Lines that include the word "components" are the ones to copy.

--- Start Supplied material ---

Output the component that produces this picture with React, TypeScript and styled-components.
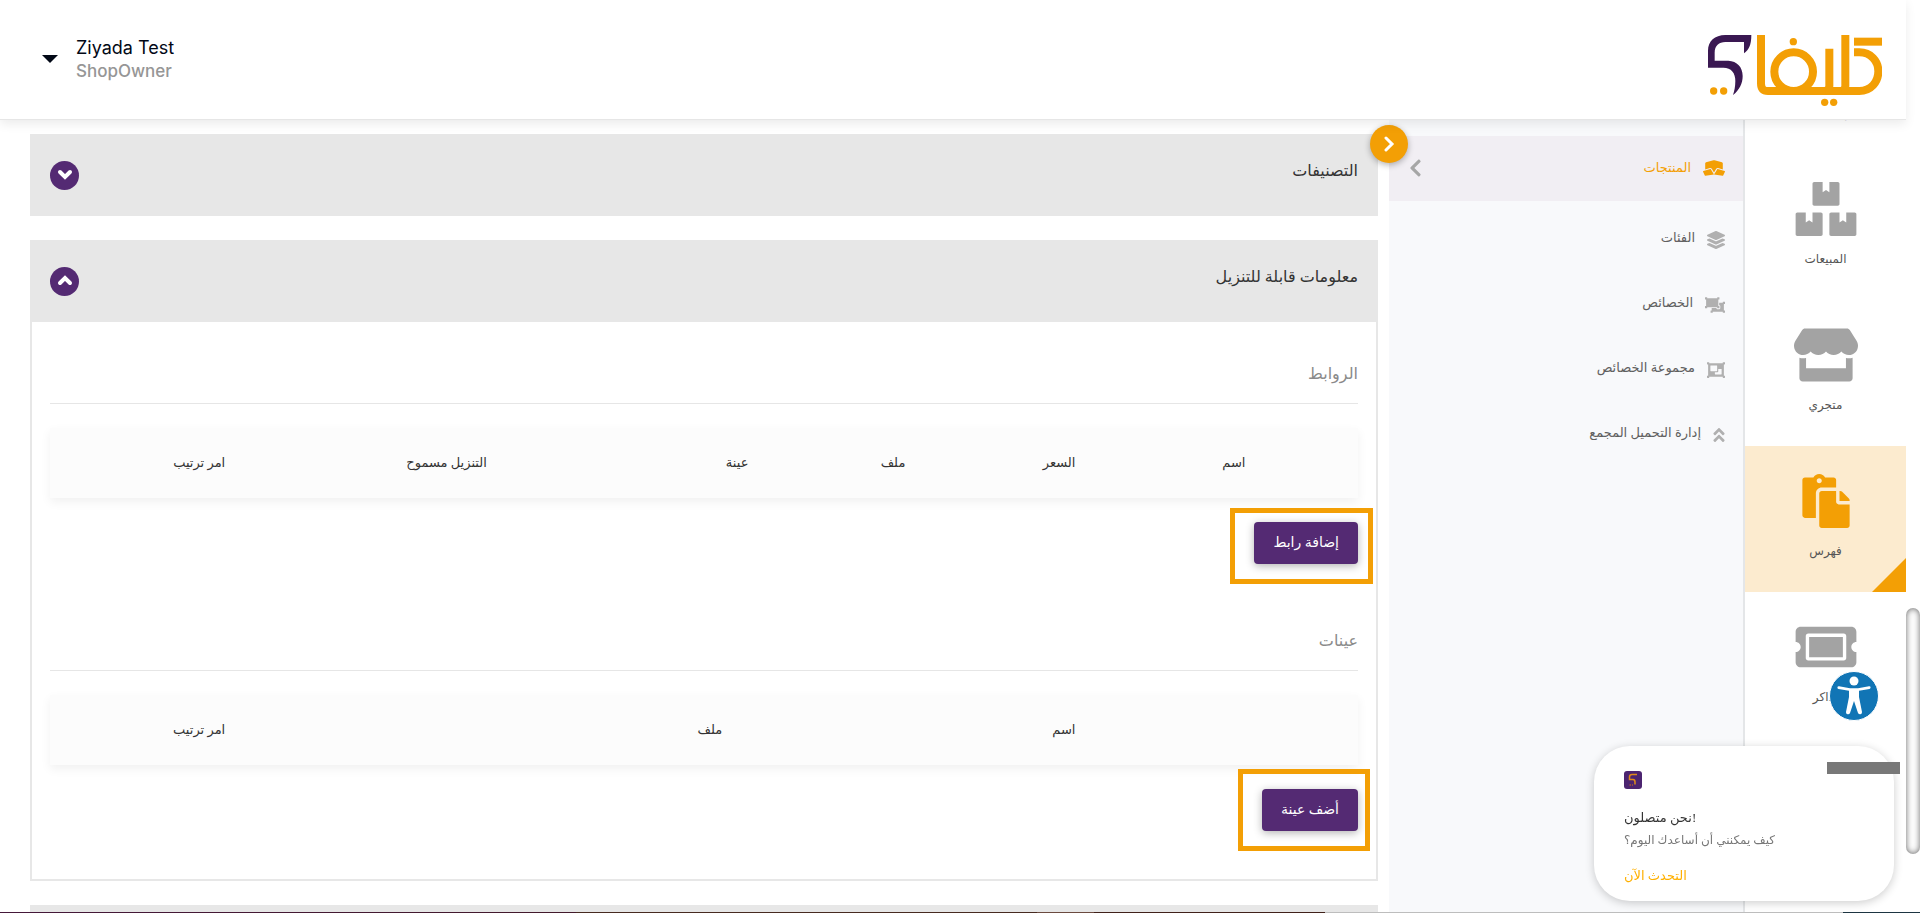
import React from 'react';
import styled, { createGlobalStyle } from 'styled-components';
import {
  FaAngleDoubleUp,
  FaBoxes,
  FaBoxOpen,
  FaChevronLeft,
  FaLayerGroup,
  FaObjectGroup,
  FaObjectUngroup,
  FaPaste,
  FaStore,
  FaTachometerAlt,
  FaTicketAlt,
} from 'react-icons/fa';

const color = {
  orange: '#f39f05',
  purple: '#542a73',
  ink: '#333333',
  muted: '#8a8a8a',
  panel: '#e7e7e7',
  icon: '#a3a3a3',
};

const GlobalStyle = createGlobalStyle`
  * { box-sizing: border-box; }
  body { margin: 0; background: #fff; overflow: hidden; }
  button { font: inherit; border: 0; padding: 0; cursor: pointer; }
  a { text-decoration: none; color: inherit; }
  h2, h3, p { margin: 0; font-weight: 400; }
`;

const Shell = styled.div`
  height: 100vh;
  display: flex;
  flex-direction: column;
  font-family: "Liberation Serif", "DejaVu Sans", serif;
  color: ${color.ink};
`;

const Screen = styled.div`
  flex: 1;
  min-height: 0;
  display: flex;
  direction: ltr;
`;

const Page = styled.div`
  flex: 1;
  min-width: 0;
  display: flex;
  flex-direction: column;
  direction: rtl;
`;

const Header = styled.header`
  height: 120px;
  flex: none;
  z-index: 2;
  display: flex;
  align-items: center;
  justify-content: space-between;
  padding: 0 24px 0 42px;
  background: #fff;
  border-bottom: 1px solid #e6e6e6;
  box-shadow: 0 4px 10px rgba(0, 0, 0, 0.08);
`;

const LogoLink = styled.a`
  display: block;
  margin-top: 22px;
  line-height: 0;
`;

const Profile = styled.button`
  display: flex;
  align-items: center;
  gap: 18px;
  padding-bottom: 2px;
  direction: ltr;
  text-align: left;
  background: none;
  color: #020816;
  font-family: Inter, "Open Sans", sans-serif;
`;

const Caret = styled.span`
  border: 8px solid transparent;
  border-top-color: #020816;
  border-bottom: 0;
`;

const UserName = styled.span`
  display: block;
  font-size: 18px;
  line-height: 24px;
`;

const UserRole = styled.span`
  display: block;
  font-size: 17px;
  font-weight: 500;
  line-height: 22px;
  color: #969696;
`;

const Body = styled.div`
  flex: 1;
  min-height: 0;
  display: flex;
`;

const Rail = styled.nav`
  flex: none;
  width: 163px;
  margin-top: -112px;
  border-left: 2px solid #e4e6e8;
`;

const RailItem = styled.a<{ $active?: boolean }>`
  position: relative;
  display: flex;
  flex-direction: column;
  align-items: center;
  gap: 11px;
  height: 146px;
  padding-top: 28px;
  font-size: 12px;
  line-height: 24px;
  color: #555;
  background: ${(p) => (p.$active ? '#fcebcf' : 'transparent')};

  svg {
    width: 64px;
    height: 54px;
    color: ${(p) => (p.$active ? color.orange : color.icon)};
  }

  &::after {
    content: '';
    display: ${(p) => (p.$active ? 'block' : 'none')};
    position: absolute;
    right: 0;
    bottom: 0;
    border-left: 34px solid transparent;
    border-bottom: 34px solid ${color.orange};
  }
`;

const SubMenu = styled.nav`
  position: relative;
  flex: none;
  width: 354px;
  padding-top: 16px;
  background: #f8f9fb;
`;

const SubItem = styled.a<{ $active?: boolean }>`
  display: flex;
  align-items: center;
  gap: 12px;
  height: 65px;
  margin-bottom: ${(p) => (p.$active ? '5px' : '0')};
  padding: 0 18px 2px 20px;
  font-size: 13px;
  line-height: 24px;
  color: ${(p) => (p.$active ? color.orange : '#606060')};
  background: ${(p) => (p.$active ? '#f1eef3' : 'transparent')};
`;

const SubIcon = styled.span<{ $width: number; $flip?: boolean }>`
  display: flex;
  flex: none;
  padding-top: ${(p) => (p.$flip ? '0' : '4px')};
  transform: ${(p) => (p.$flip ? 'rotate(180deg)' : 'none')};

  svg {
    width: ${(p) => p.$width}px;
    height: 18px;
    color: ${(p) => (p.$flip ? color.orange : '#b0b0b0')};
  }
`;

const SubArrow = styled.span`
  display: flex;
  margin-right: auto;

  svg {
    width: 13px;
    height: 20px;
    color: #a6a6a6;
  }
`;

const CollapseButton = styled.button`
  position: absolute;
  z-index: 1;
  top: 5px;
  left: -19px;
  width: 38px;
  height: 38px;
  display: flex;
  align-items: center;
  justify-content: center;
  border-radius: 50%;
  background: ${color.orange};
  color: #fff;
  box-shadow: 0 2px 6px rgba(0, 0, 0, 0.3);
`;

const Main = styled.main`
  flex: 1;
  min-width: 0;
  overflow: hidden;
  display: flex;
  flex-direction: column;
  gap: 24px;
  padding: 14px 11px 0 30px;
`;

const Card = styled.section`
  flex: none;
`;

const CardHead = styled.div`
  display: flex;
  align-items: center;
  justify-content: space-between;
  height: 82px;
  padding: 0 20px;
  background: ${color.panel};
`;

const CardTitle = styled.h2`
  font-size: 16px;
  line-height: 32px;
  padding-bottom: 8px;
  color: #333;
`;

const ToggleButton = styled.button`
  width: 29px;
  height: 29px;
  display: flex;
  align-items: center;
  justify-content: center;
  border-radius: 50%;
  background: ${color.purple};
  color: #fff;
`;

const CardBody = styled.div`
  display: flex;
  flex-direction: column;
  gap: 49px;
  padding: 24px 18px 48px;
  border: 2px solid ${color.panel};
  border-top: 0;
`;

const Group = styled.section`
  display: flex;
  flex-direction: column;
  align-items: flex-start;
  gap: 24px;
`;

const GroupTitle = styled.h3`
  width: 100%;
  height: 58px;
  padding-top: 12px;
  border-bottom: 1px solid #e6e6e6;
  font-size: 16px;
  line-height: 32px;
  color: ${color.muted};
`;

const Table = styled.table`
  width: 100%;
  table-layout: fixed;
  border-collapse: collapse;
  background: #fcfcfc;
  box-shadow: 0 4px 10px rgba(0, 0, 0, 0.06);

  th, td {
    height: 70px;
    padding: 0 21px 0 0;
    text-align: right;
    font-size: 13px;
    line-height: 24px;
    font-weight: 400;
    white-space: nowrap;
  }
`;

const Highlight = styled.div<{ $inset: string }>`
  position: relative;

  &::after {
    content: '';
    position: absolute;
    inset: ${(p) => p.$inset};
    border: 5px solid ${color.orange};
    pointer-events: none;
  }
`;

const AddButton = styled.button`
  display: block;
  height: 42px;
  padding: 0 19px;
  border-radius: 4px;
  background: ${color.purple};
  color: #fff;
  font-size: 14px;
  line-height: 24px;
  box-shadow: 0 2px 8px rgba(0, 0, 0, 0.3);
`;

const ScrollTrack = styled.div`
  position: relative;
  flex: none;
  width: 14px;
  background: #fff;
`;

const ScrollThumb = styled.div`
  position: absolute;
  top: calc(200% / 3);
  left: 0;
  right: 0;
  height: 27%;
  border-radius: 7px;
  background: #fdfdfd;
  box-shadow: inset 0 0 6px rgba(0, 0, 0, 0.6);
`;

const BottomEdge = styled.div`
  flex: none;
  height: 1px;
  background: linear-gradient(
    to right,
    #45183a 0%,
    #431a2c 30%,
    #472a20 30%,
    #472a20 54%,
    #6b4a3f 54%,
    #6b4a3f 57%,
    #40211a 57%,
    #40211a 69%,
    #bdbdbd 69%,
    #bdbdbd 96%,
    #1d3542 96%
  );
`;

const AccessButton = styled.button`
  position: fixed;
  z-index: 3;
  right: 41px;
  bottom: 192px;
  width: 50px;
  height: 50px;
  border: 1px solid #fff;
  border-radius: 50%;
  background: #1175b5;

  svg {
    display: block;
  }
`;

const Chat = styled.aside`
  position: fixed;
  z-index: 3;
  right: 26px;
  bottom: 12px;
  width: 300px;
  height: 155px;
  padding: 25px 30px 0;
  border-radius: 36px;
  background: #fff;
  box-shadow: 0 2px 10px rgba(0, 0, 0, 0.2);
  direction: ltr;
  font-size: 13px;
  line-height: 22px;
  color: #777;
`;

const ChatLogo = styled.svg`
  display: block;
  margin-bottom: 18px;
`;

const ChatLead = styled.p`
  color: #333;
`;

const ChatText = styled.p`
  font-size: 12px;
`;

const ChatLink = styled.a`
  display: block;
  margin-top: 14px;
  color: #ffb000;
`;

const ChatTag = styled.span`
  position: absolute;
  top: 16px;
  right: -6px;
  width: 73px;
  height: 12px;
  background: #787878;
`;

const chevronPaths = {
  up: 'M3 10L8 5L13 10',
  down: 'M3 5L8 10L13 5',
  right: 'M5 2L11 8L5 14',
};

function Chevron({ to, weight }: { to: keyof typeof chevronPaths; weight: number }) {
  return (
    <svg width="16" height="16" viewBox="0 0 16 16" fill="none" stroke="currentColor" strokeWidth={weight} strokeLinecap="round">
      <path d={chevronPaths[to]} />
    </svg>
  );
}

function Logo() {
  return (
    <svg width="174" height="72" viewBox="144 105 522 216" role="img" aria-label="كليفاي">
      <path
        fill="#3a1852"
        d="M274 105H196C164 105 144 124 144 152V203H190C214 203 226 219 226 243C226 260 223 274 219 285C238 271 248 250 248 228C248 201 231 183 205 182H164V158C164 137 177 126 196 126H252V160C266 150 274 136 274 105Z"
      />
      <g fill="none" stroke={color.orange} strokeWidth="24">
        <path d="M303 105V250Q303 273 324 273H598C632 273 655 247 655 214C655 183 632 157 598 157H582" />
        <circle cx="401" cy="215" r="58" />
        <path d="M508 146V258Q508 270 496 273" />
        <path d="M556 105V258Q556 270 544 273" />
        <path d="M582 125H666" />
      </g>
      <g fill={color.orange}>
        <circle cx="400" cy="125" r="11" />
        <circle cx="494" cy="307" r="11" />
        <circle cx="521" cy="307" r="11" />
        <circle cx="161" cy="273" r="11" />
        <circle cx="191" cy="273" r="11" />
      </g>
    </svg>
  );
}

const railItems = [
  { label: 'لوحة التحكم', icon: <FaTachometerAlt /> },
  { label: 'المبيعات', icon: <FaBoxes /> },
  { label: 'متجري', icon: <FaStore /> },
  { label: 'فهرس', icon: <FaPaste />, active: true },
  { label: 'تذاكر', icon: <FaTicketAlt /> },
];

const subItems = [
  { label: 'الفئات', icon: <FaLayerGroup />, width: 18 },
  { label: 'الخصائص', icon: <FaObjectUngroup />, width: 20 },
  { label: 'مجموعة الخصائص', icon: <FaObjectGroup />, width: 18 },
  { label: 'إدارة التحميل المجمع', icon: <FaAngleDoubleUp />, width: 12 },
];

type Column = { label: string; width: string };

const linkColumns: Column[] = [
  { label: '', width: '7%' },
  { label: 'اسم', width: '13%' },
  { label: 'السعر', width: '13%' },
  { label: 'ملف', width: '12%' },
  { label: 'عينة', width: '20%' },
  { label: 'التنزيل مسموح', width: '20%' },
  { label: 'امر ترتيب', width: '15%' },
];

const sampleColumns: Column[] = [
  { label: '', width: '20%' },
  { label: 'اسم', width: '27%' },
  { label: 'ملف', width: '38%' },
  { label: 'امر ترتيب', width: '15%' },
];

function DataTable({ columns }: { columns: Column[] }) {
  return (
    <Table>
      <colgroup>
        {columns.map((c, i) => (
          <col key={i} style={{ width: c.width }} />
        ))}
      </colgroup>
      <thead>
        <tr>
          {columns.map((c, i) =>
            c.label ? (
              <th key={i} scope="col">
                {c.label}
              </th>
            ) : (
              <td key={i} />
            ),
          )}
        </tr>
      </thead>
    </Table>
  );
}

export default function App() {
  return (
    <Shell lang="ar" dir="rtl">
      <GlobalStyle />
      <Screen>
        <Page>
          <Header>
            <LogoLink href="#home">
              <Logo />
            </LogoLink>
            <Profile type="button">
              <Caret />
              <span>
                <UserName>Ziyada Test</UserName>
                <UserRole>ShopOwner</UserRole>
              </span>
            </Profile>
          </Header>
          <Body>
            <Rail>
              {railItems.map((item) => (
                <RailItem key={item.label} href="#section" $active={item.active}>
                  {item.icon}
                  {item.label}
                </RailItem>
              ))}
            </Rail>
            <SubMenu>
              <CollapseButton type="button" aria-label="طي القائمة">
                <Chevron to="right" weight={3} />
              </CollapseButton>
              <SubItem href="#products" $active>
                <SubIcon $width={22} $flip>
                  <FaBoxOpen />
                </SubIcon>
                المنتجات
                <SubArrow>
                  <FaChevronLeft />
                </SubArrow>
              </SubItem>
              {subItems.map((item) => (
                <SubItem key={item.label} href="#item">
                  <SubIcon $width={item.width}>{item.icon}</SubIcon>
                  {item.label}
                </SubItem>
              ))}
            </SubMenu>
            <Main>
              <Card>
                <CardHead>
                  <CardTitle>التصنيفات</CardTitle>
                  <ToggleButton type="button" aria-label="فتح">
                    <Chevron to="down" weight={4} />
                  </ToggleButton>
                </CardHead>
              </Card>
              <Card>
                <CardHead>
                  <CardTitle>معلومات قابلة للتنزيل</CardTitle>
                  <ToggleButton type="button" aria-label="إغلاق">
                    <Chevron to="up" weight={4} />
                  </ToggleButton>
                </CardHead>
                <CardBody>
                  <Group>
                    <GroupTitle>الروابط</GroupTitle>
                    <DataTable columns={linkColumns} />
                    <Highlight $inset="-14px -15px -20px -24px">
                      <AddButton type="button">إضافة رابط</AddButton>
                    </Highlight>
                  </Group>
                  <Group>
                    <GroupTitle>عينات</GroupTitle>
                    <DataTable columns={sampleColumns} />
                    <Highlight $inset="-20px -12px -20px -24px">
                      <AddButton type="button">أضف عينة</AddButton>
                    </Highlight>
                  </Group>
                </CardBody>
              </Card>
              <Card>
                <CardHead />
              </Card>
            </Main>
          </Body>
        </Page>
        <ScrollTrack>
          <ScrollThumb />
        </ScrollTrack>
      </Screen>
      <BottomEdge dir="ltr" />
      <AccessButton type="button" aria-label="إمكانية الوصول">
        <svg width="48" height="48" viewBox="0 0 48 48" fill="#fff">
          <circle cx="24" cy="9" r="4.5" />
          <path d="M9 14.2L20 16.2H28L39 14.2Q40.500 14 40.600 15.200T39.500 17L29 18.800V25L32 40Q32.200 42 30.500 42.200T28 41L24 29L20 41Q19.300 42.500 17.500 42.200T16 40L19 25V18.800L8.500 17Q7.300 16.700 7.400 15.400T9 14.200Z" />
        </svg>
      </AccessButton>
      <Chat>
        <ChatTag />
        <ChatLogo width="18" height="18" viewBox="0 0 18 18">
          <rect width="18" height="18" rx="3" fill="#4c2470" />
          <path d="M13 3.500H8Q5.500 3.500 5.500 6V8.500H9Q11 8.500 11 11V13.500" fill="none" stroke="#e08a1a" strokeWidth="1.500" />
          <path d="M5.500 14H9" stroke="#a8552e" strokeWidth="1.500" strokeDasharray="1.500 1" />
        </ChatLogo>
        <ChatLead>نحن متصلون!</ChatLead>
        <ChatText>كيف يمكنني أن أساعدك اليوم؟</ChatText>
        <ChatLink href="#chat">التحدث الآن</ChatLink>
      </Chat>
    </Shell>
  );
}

--- End Supplied material ---

- Output of the exercise
Output the component that produces this picture with React, TypeScript and styled-components.
import styled, { createGlobalStyle } from 'styled-components';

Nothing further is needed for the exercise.